Rows from a dataset of pages and code:
------------

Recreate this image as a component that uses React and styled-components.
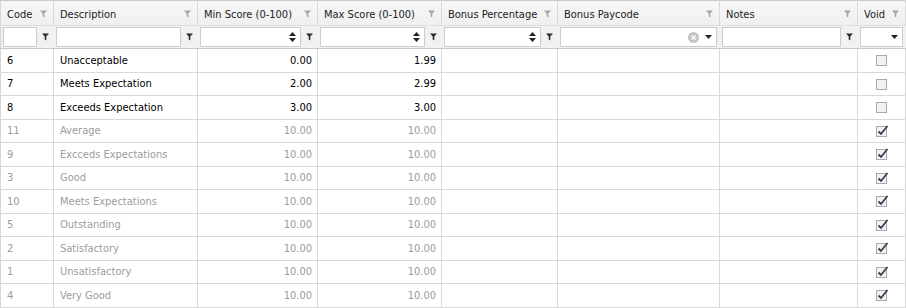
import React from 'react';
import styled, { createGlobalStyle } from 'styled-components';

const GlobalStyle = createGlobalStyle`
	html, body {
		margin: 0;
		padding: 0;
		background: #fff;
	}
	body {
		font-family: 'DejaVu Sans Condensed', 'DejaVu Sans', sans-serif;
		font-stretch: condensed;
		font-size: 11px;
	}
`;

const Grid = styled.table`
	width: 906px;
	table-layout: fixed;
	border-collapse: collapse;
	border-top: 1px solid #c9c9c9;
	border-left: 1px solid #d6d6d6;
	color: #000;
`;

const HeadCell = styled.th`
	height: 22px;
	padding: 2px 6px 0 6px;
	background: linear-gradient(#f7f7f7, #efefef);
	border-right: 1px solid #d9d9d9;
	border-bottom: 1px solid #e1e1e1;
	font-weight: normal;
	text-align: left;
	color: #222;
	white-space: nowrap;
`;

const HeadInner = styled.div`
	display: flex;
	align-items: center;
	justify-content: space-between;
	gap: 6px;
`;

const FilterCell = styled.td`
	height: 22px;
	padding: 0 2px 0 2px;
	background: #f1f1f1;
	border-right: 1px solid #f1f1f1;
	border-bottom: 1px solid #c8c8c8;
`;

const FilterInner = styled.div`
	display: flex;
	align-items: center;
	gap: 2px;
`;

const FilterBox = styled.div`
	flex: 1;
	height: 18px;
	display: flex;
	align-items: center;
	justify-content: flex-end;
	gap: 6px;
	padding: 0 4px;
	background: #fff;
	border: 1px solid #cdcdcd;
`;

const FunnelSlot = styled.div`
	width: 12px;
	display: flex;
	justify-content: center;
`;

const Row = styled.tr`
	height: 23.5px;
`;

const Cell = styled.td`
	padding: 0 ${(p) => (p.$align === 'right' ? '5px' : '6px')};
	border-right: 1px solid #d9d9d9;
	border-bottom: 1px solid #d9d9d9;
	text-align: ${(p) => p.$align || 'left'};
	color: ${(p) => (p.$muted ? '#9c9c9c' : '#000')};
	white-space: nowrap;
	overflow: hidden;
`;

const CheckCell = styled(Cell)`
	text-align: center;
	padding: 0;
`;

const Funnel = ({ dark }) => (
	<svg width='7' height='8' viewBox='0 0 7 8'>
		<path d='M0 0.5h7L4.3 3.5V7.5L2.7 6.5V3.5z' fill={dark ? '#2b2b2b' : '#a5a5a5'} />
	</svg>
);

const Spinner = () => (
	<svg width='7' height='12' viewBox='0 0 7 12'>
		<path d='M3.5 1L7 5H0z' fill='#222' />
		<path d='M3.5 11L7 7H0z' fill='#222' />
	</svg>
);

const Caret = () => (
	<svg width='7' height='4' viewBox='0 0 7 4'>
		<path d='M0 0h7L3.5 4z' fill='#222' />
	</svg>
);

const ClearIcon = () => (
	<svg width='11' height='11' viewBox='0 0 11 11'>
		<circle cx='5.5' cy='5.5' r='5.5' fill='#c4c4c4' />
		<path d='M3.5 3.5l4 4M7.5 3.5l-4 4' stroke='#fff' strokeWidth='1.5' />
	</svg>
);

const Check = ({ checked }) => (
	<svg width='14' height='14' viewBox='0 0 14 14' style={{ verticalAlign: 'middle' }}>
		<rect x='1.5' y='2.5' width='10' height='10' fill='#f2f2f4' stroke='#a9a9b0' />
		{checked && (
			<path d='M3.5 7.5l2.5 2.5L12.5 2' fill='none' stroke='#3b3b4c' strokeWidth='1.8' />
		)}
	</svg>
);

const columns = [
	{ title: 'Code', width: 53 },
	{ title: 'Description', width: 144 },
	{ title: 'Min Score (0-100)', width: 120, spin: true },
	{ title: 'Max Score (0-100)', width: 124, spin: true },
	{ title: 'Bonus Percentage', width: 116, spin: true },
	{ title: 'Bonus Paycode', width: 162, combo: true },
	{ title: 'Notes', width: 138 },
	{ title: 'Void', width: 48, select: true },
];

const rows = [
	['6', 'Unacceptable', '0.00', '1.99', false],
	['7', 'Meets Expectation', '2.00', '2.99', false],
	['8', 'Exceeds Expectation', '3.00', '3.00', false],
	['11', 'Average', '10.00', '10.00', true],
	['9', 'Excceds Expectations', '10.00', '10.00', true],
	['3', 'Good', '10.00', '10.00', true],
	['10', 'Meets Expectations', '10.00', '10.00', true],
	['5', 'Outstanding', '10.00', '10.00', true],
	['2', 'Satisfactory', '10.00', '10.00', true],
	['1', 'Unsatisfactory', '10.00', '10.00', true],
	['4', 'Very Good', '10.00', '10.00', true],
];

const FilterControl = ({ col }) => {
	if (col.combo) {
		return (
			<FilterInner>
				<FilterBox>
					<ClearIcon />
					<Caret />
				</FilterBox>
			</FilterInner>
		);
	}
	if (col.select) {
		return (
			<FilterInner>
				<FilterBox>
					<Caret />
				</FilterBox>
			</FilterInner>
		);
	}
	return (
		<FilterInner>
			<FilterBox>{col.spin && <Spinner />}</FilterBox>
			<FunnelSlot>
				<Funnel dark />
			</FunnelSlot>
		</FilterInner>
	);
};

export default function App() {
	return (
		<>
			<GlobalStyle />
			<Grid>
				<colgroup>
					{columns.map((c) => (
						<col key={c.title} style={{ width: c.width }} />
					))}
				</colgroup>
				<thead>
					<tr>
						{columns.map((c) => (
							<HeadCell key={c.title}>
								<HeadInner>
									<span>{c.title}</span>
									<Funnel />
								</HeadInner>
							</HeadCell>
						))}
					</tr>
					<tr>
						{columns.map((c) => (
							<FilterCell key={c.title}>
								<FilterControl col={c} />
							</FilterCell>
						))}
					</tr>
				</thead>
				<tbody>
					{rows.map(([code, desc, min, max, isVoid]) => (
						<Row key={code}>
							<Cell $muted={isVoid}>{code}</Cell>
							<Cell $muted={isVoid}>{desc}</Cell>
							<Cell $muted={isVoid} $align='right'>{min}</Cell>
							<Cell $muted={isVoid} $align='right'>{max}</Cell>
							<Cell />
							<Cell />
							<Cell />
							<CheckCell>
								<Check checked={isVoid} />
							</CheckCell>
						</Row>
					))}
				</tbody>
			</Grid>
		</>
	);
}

------------

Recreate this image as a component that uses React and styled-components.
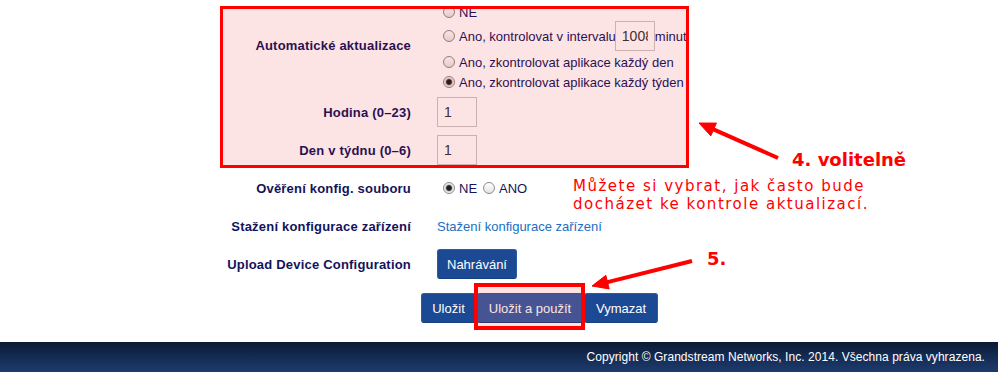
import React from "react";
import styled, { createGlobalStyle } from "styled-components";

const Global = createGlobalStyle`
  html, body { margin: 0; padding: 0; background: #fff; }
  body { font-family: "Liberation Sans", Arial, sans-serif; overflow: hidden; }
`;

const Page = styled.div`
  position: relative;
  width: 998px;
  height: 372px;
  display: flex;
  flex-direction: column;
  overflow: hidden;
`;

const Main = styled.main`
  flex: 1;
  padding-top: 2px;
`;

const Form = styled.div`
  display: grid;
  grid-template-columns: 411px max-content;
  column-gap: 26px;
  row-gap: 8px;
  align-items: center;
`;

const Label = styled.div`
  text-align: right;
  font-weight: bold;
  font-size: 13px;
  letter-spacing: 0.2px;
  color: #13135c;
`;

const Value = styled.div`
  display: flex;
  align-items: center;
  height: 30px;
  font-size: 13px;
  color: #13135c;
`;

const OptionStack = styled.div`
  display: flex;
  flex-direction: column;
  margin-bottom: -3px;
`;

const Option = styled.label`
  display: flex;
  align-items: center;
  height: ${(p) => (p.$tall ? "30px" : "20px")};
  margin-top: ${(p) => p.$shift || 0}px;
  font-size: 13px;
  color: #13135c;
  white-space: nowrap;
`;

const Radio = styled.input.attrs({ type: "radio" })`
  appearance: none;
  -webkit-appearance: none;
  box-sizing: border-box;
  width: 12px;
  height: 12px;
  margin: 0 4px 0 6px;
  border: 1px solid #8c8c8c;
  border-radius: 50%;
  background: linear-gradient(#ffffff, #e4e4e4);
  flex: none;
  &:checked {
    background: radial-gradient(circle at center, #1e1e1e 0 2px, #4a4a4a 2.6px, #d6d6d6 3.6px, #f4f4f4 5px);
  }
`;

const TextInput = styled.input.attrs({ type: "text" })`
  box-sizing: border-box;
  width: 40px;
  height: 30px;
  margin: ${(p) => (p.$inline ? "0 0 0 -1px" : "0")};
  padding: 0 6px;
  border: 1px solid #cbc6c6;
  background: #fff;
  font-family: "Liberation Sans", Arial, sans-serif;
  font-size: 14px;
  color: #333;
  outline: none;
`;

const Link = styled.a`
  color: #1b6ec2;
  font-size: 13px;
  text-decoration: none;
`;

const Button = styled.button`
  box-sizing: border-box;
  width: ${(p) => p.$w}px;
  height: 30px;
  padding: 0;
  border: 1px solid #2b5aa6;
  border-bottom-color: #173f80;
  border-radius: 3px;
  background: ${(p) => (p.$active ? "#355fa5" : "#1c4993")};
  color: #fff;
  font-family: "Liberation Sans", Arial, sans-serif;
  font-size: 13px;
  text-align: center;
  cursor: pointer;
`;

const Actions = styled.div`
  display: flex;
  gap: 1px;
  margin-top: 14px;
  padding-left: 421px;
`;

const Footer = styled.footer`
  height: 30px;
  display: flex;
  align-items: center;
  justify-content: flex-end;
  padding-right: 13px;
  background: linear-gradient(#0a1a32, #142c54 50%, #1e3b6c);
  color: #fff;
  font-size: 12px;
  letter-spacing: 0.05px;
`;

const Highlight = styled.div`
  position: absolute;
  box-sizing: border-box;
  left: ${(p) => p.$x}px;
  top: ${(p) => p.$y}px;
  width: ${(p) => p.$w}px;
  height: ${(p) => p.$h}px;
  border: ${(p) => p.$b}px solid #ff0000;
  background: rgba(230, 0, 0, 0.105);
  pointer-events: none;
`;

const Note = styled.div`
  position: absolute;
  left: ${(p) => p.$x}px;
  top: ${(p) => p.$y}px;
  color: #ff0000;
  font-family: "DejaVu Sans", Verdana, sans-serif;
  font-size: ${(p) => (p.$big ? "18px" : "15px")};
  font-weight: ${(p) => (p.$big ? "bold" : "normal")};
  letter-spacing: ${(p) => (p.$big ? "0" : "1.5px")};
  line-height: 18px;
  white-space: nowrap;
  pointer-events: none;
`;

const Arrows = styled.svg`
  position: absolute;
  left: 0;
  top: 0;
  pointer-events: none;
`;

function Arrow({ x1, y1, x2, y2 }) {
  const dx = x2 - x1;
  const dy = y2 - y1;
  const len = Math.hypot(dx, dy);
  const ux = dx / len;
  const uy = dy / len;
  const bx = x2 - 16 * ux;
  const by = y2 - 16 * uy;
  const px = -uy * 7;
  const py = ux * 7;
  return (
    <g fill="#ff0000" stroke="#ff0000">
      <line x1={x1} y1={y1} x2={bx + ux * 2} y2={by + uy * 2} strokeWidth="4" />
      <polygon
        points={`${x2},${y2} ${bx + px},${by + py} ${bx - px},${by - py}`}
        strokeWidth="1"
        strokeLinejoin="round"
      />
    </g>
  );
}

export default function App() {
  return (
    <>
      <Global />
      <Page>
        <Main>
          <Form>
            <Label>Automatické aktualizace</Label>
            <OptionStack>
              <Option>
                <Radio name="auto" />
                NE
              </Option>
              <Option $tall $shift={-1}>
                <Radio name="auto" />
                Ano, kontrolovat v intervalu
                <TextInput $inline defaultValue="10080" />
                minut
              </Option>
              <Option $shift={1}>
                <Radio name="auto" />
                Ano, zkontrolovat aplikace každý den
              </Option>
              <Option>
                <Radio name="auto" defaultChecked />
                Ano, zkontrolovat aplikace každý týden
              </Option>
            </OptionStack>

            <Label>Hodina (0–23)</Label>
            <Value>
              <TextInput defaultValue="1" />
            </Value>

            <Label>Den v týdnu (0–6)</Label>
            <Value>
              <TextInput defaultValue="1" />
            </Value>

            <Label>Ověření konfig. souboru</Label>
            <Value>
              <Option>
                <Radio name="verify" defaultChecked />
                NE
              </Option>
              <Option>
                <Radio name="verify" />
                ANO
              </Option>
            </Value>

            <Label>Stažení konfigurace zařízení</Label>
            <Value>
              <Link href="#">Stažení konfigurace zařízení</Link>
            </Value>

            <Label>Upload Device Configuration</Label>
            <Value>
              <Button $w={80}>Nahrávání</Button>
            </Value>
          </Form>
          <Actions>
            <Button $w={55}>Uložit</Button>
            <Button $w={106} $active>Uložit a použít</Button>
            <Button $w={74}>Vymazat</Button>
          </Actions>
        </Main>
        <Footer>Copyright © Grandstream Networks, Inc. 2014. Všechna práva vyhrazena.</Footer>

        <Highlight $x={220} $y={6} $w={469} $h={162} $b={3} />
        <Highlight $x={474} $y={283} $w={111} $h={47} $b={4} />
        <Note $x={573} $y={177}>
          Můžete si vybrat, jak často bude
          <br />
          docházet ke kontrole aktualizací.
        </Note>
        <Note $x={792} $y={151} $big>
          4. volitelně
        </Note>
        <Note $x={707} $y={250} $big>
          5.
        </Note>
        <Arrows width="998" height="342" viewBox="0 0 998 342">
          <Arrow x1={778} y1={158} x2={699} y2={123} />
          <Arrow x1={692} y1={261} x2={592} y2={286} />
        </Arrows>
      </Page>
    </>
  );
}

------------

Aim → Look through the data above. Each line containing the word "components" needs to be copied.

Answer below →
Recreate this image as a component that uses React and styled-components.
import styled, { createGlobalStyle } from 'styled-components';
Recreate this image as a component that uses React and styled-components.
import styled, { createGlobalStyle } from "styled-components";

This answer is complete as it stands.